The Leaning Pile of Books is a feature where I talk about books I got over the last week – old or new, bought or received for review consideration. Since I hope you will find new books you’re interested in reading in these posts, I try to be as informative as possible. If I can find them, links to excerpts, author’s websites, and places where you can find more information on the book are included.

This week brought one ARC and one finished copy (both unsolicited, as is usually the case with books in the mail). I’m quite curious about the ARC after taking a look at it!

For reviews, I never did get my review up last week, BUT I finished it this weekend so it should be up next week! After I finish writing this post, I’m going to start on another.

On to this week’s books!

Ancillar yJustice by Ann Leckie

Ancillary Justice (Imperial Radch #1) by Ann Leckie

This science fiction debut novel, the first book in a loose trilogy, will be released in trade paperback/ebook in October. I hadn’t heard of this one before it showed up, but I’m pretty intrigued by it now that I’ve looked at it a bit!

 

On a remote, icy planet, the soldier known as Breq is drawing closer to completing her quest.

Breq is both more than she seems and less than she was. Years ago, she was the Justice of Toren–a colossal starship with an artificial intelligence linking thousands of corpse soldiers in the service of the Radch, the empire that conquered the galaxy.

An act of treachery has ripped it all away, leaving her with only one fragile human body. And only one purpose–to revenge herself on Anaander Mianaai, many-bodied, near-immortal Lord of the Radch.

Thieves' Quarry by D. B. Jackson

Thieves’ Quarry (Thieftaker Chronicles #2) by D. B. Jackson

The sequel to Thieftaker was released in hardcover/ebook earlier this month.
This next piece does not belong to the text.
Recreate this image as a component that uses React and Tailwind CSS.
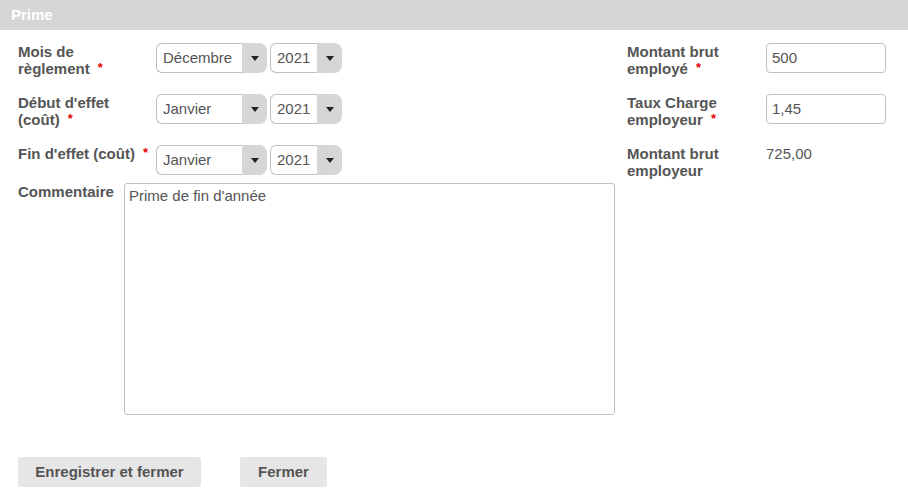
const Star = () => <span className="text-[#e60000] ml-1 text-[13px] relative -top-[2px]">*</span>;

const Select = ({ value, width }) => (
  <div className={`flex h-[30px] ${width}`}>
    <div className="flex-1 flex items-center pl-[6px] border border-[#c4c0bc] border-r-0 rounded-l-[6px] bg-white text-[15px] text-[#555]">
      {value}
    </div>
    <div className="w-[25px] bg-[#d6d6d6] rounded-r-[8px] flex items-center justify-center">
      <svg width="8" height="5" viewBox="0 0 8 5"><path d="M0 0h8L4 5z" fill="#222" /></svg>
    </div>
  </div>
);

const Label = ({ children, w = "w-[138px]" }) => (
  <div className={`${w} shrink-0 text-[15px] leading-[17px] font-bold text-[#555]`}>{children}</div>
);

export default function App() {
  return (
    <div className="w-[908px] h-[493px] bg-white font-['Liberation_Sans',Arial,sans-serif] overflow-hidden">
      <div className="h-[30px] bg-[#d6d6d6] flex items-center px-[11px] text-white font-bold text-[15px]">Prime</div>
      <div className="flex pt-[13px]">
        <div className="w-[615px] shrink-0 pl-[18px]">
          <div className="flex h-[51px]">
            <Label>Mois de<br />règlement <Star /></Label>
            <div className="flex gap-[3px]">
              <Select value="Décembre" width="w-[111px]" />
              <Select value="2021" width="w-[72px]" />
            </div>
          </div>
          <div className="flex h-[51px]">
            <Label>Début d'effet<br />(coût) <Star /></Label>
            <div className="flex gap-[3px]">
              <Select value="Janvier" width="w-[111px]" />
              <Select value="2021" width="w-[72px]" />
            </div>
          </div>
          <div className="flex h-[38px]">
            <Label>Fin d'effet (coût) <Star /></Label>
            <div className="flex gap-[3px]">
              <Select value="Janvier" width="w-[111px]" />
              <Select value="2021" width="w-[72px]" />
            </div>
          </div>
          <div className="flex">
            <Label w="w-[106px]">Commentaire</Label>
            <div className="w-[491px] h-[232px] border border-[#c4c0bc] rounded-[3px] px-[4px] pt-[2px] text-[15px] leading-[19px] text-[#555]">
              Prime de fin d'année
            </div>
          </div>
        </div>
        <div className="pl-[12px]">
          <div className="flex h-[51px]">
            <Label w="w-[139px]">Montant brut<br />employé <Star /></Label>
            <div className="w-[120px] h-[30px] border border-[#c4c0bc] rounded-[4px] flex items-center pl-[5px] text-[15px] text-[#555]">500</div>
          </div>
          <div className="flex h-[51px]">
            <Label w="w-[139px]">Taux Charge<br />employeur <Star /></Label>
            <div className="w-[120px] h-[30px] border border-[#c4c0bc] rounded-[4px] flex items-center pl-[5px] text-[15px] text-[#555]">1,45</div>
          </div>
          <div className="flex">
            <Label w="w-[139px]">Montant brut<br />employeur</Label>
            <div className="text-[15px] text-[#555] leading-[17px]">725,00</div>
          </div>
        </div>
      </div>
      <div className="flex gap-[39px] pl-[18px] pt-[42px]">
        <button className="h-[30px] w-[183px] bg-[#e6e6e6] rounded-[2px] text-[15px] font-bold text-[#555]">Enregistrer et fermer</button>
        <button className="h-[30px] w-[87px] bg-[#e6e6e6] rounded-[2px] text-[15px] font-bold text-[#555]">Fermer</button>
      </div>
    </div>
  );
}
The first three chapters can be read on the author’s website. (If you are unfamiliar with Thieftaker, the first three chapters from it are also available and my review of it is here.)

 

Boston, Province of Massachusetts Bay, September 28, 1768

Autumn has come to New England, and with it a new threat to the city of Boston. British naval ships have sailed into Boston Harbor bearing over a thousand of His Majesty King George III’s soldiers. After a summer of rioting and political unrest, the city is to be occupied.

Ethan Kaille, thieftaker and conjurer, is awakened early in the morning by a staggeringly powerful spell, a dark conjuring of unknown origin. Before long, he is approached by representatives of the Crown. It seems that every man aboard the HMS Graystone has died, though no one knows how or why. They know only that there is no sign of violence or illness. Ethan soon discovers that one soldier — a man who is known to have worked with Ethan’s beautiful and dangerous rival, Sephira Pryce — has escaped the fate of his comrades and is not among the Graystone’s dead. Is he the killer, or is there another conjurer loose in the city, possessed of power sufficient to kill so many with a single dark casting?

Ethan, the missing soldier, and Sephira Pryce and her henchmen all scour the city in search of a stolen treasure which seems to lie at the root of all that is happening. At the same time, though, Boston’s conjurers are under assault from the royal government as well as from the mysterious conjurer. Men are dying. Ethan is beaten, imprisoned, and attacked with dark spells.

And if he fails to unravel the mystery of what befell the Graystone, every conjurer in Boston will be hanged as a witch. Including him.